Obama’nın etekleri mi tutuştu?

AMERİKA bu ay sonunda Irak’tan 15 ile 18 bin arasında asker çekecek.

Bu öyle sıradan bir iş değil.
Uzmanlar İkinci Dünya Savaşı’ndan sonra en büyük operasyon diyorlar.
Her büyük savaştan sonra, işin en kritik kısmı o ülkeden çekilme dönemidir. Binlerce insan, bilgisayarlar, silahlar, 41 bin araç vesaire Irak’ı terk edecek.
En büyük yük Kuveyt’te ama ABD’nin bu süreçte Ürdün ve Türkiye’ye de ihtiyacı var.
Bu süreç, sanıldığından daha karmaşık. Eş zamanlı kararlar gerekiyor. Irak’tan kalkan bir uçağın ya da bir kamyonun Türkiye’ye girişinde sorun çıkmaması, koordinasyonun tam olması gerekiyor.
İncirlik üssü bu yükün hemen tümünü taşıyacak.
Silahlı Kuvvetleri’ne genelkurmay başkanı atayamayan bir ülke ile bu süreci sorunsuz atlatmak kolay olmayabilir.
Türkiye’nin hükümet ile asker arasında krize neden olan çekişmesi, Washington’un planlarını etkileme riski taşımasaydı, ABD Başkanı Barack Obama’nın telefonu, önceki akşam, bütün ülkenin heyecanla sonuç beklediği Erdoğan-Başbuğ buluşmasına bu kadar mı denk gelirdi? Obama, birkaç saat bekleyemez miydi?
ABD Başkanı’nın telefonu ne zaman olursa olsun haber değeri taşır, hele böyle bir ortamda bu telefon, o gün Başbakan’ın Putin’e geçmiş olsun telefonu ile harmanlanarak verilse bile dikkat çeker. Bunu telefon saatini belirleyenler de bilirler.
Bunun, sürecin dikkatle izlendiği mesajını taşıyacağını da. 
* * * 
BUGÜN yaşanan kriz, sadece sivil otoritenin asker üzerinde hakimiyet mücadelesi değil.

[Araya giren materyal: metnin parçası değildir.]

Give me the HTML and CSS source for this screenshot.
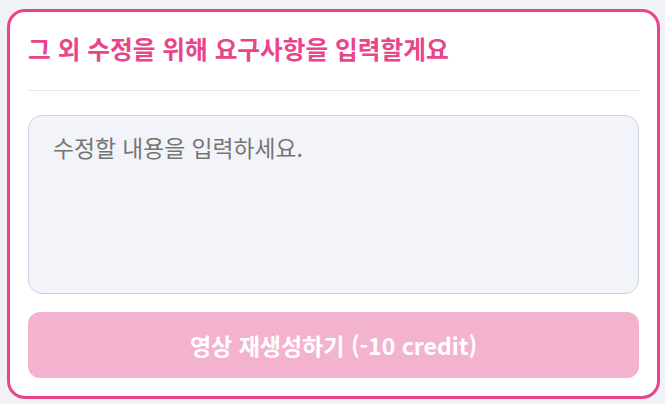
FILE: index.html
```html
<!DOCTYPE html>
<html lang="ko">
<head>
<meta charset="utf-8">
<link rel="stylesheet" href="styles.css">
</head>
<body>
<div class="page">
  <section class="card">
    <h2 class="card-title">그 외 수정을 위해 요구사항을 입력할게요</h2>
    <textarea class="request" placeholder="수정할 내용을 입력하세요."></textarea>
    <button class="submit" type="button">영상 재생성하기 (-10 credit)</button>
  </section>
</div>
</body>
</html>
```
FILE: styles.css
```css
html, body {
  margin: 0;
  padding: 0;
  background: #f1f2f6;
}
.page {
  padding: 9px 5px 5px 7px;
  font-family: "Noto Sans CJK KR", "Noto Sans", sans-serif;
}
.card {
  box-sizing: border-box;
  height: 390px;
  background: #ffffff;
  border: 3px solid #e8458b;
  border-radius: 18px;
  padding: 18px;
  display: flex;
  flex-direction: column;
}
.card-title {
  margin: 0;
  font-size: 24.7px;
  font-weight: 700;
  color: #e8458b;
  line-height: 37px;
  padding-bottom: 23px;
  border-bottom: 1px solid #e6e7eb;
}
.request {
  box-sizing: border-box;
  margin-top: 24px;
  height: 180px;
  width: 100%;
  resize: none;
  background: #f3f4f9;
  border: 1px solid #cbd3e1;
  border-radius: 14px;
  padding: 15px 24px;
  font-family: inherit;
  font-size: 22.8px;
  line-height: 34px;
  color: #333;
  outline: none;
}
.request::placeholder {
  color: #757575;
}
.submit {
  margin-top: 18px;
  height: 66px;
  width: 100%;
  border: none;
  border-radius: 12px;
  background: #f3b3cf;
  color: #ffffff;
  font-family: inherit;
  font-size: 23px;
  font-weight: 700;
}
```
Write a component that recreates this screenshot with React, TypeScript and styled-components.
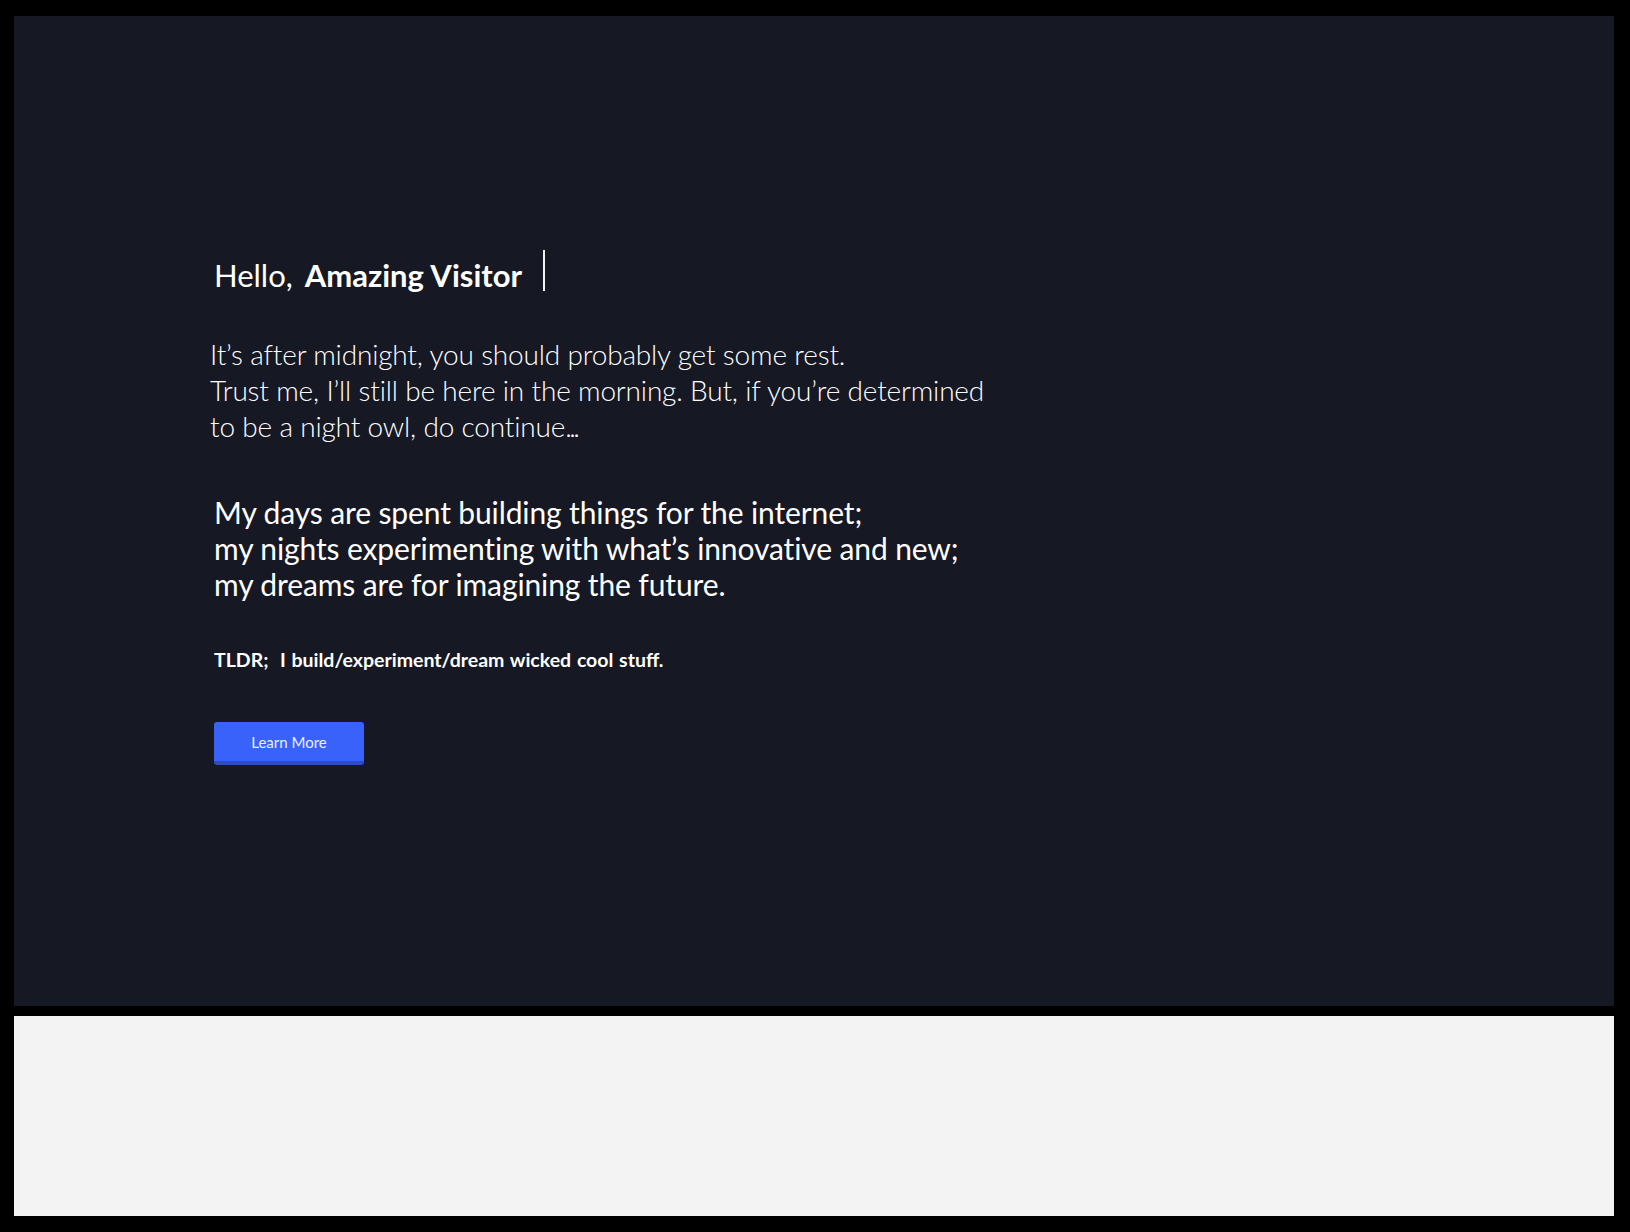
import React from "react";
import styled, { createGlobalStyle } from "styled-components";

const Global = createGlobalStyle`
  html, body { margin: 0; padding: 0; background: #000; }
  body { font-family: Lato, "Open Sans", sans-serif; }
`;

const Page = styled.div`
  display: flex;
  flex-direction: column;
  gap: 10px;
  padding: 16px 16px 16px 14px;
  min-height: 1232px;
  box-sizing: border-box;
`;

const Hero = styled.section`
  height: 990px;
  background: #161824;
  box-sizing: border-box;
  padding: 236px 0 0 200px;
  display: flex;
  flex-direction: column;
  align-items: flex-start;
`;

const Lower = styled.section`
  height: 200px;
  background: #f3f3f3;
`;

const Greeting = styled.h1`
  margin: 0;
  display: flex;
  align-items: center;
  height: 46px;
  font-size: 31px;
  font-weight: 400;
  color: #fff;
  line-height: 46px;
`;

const Name = styled.strong`
  font-weight: 700;
  margin-left: 12px;
`;

const Caret = styled.span`
  display: inline-block;
  width: 2px;
  height: 41px;
  background: #f4f4f4;
  margin: -9px 0 0 21px;
`;

const Para = styled.p<{ $weight: number; $size: number; $shift?: number; $top: number; $track?: number }>`
  margin: ${(p) => p.$top}px 0 0 ${(p) => p.$shift ?? 0}px;
  font-size: ${(p) => p.$size}px;
  font-weight: ${(p) => p.$weight};
  letter-spacing: ${(p) => p.$track ?? 0}px;
  line-height: 36px;
  color: #fff;
`;

const Dots = styled.span`
  letter-spacing: -2.5px;
`;

const Tldr = styled.p`
  margin: 45px 0 0 0;
  font-size: 19.5px;
  font-weight: 700;
  color: #fff;
  line-height: 26px;
  word-spacing: 1px;
`;

const Button = styled.button`
  margin-top: 49px;
  width: 150px;
  height: 43px;
  border: none;
  border-bottom: 4px solid #2d4ec0;
  border-radius: 3px;
  background: #3862fa;
  color: #eef0ff;
  font-family: Lato, sans-serif;
  font-size: 15px;
  font-weight: 400;
  cursor: pointer;
  padding: 0;
`;

export default function App() {
  return (
    <>
      <Global />
      <Page>
        <Hero>
          <Greeting>
            Hello,<Name>Amazing Visitor</Name>
            <Caret />
          </Greeting>
          <Para $weight={300} $size={28} $shift={-4} $top={38} $track={-0.17}>
            It’s after midnight, you should probably get some rest.
            <br />
            Trust me, I’ll still be here in the morning. But, if you’re determined
            <br />
            to be a night owl, do continue<Dots>...</Dots>
          </Para>
          <Para $weight={400} $size={30} $top={50} $track={-0.12}>
            My days are spent building things for the internet;
            <br />
            my nights experimenting with what’s innovative and new;
            <br />
            my dreams are for imagining the future.
          </Para>
          <Tldr>TLDR;&nbsp; I build/experiment/dream wicked cool stuff.</Tldr>
          <Button>Learn More</Button>
        </Hero>
        <Lower />
      </Page>
    </>
  );
}
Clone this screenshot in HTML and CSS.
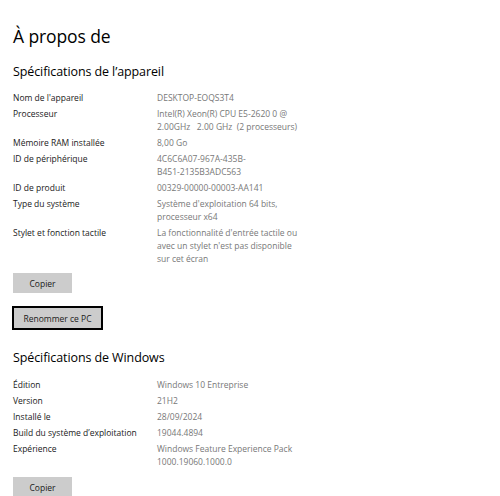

Türkiye demokrasisini askeri vesayetten kurtarmanın yolu, iktidar partisinin “ben varsam demokrasi var, ben gidersem mahvolursunuz” yaklaşımı ile mümkün değil.
Demokrasi, kurumları ve kuralları ile var olabilir.
Silahlı Kuvvetler’e yönelik eleştirilerde tek geçerli kıstas AKP karşıtı olup olmamak mı, yoksa demokratikleşmeye direnip direnmemek mi?
Balyoz Davası ile ilgili tutuklama kararları kadar, onların kaldırılması da buram buram “müdahale”, “etkileme” kokarken, kimse demokrasinin tarafı olduğunu iddia edemez.
Kimse, bu yalana katılmadığı için karşısındakini darbeci marbeci diye suçlayamaz.
Askeri şura toplanmadan aylar önce atamaların ne yönde olacağı hiç mi bilinmiyordu? Kimin genelkurmay başkanlığına geleceği, kimin Kara Kuvvetleri Komutanlığı’nı devr alacağı bir sır değildi.
Sorunu, bilek güreşine dönüştürmeden, demokratik kanallardan aşmak çok mu zordu?
Bu ülkede hükümet ile Silahlı Kuvvetler arasında diyalog kanalları bu kadar mı kapalı? Bu ürkütücü değil mi?
* * *
SİVİL-asker dengesini demokratik bir çerçeve içine oturtmanın yolu sadece kitlesel tutuklamalar, aşağılama ve kavga mı?
Yasaları değiştirerek ve onları uygulama kararlılığıyla (gölge savunma bakanlarıyla değil) bu denge sağlanır.
Avrupa Birliği sürecinde çoktan Türkiye’nin yapması gereken yükümlülüklerdi bunlar.  Bir eli siyasette olduğu için hatalar yapan ordunun bu zaafını, siyasi çıkar amaçlı mağduriyet taktiklerine alet etmenin “sivilleşme”ye ne faydası olabilir?
Bunun sonucu, demokrasinin daha da fazla aşınmasıdır.
Böyle bir Türkiye’nin ne kendisine, ne de bölgesine yararı olur.
ABD Başkanı da bunun farkında anlaşılan.